Markets: The situation of the global economy and the financial market may be serious but prices signal hopelessness. That's not appropriate. One can look on the bright side: The U.S. economy is so stable that the Fed is continuing to raise interest rates. There are good reasons to believe that a deep recession will not come in 2023 after all, because of the resilience of the U.S. economy. A positive surprise will give the markets a boost. Especially since valuations are now at their most attractive levels in many years. This is especially true for digital stocks. The future belongs to them. The only question is when the prices of these companies will set the pace again on the stock markets. Maybe in April, maybe in May, or even after that. The last two major crashes of this millennium ended in March 2003 and 2009. History does not repeat itself, but it often rhymes.
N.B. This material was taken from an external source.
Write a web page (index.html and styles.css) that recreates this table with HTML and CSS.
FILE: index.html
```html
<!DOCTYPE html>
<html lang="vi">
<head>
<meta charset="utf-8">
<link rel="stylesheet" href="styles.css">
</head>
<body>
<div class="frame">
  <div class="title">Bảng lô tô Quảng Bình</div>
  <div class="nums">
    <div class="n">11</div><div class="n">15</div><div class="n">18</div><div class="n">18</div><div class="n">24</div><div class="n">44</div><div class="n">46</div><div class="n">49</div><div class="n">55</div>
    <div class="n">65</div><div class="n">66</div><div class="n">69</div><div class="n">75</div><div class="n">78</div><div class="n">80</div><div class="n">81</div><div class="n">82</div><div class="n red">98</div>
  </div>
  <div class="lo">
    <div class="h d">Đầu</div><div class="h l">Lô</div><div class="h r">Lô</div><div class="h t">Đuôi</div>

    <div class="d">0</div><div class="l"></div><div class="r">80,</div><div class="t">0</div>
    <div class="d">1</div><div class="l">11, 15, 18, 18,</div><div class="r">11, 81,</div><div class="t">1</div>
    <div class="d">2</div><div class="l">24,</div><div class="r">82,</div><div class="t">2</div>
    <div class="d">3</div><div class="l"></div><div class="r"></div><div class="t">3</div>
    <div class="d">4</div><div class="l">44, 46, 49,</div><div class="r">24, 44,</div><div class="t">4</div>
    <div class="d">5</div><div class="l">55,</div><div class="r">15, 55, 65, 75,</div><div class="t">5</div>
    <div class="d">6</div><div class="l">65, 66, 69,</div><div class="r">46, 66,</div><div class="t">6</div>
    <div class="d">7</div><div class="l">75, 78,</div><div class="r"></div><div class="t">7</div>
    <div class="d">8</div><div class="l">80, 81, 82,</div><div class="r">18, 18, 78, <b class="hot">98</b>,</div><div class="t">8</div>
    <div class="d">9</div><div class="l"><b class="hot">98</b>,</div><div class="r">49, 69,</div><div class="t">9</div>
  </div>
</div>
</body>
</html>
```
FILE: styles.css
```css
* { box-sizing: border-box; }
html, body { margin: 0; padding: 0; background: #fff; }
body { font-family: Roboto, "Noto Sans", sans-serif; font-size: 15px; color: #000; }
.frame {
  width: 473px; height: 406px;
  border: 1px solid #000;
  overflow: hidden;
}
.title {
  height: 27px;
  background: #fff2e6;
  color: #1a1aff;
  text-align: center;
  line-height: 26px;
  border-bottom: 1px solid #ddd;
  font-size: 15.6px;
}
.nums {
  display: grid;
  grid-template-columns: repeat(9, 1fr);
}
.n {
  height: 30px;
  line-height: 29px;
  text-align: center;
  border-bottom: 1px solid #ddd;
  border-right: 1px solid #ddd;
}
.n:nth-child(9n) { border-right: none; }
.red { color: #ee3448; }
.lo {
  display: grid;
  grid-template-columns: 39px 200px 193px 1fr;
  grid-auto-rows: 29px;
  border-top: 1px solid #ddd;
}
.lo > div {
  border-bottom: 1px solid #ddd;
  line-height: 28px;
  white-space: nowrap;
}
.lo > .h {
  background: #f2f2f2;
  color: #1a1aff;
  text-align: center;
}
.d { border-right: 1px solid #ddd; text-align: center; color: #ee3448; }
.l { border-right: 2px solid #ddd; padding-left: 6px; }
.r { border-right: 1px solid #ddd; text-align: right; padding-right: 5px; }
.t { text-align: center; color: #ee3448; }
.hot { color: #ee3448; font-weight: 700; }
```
Self-reflection and focus of Thalmann & Verling Trust reg.

Our clients have suffered. We have not lived up to our expectations as the portfolios we manage have performed roughly in line with the broad market, which has been extremely unsatisfactory this year. For us to beat the global market again, we need markedly lower inflation rates. However, we are reluctant to make forecasts about the development of inflation because we believe that neither we nor anyone else can predict it. But the direction in recent months has been right.


Our approach to investing in an inflationary environment is derived from Buffett. He argues that in an inflationary environment, it is best to own companies that have high pricing power and require little capital. Unfortunately, the strategy didn't excel much last year as many of these high-quality companies enjoyed (justifiably) high valuations. The rapid rise in interest rates has brought the valuation levels down, although there has often been little operational change within these companies.


We see the criteria Buffett mentioned well implemented in our portfolios. The technology sector is very unpopular today but it seems to us to be one of the best places to park your money when inflation is the biggest concern.

A good example is Microsoft: it is difficult to imagine a company better positioned to cope with an inflationary environment. Microsoft 365 Business Standard (Outlook, Word, Excel, etc.) costs CHF 12.30 user/month, but is essential for almost every company. No company is going to cancel Microsoft Office or bother switching providers just to save a few francs per month. In fact, Microsoft announced in early 2022 that it would raise prices by 21% and still had little impact on churn.


Times are extremely difficult for everyone, agreed. One of the keys to investment success is to tune out the noise. As a long-term investor, you shouldn't let short-term market fluctuations distract you from your long-term financial plan.


As always, we thank you for the trust you have placed in us and we look forward to investing together in 2023!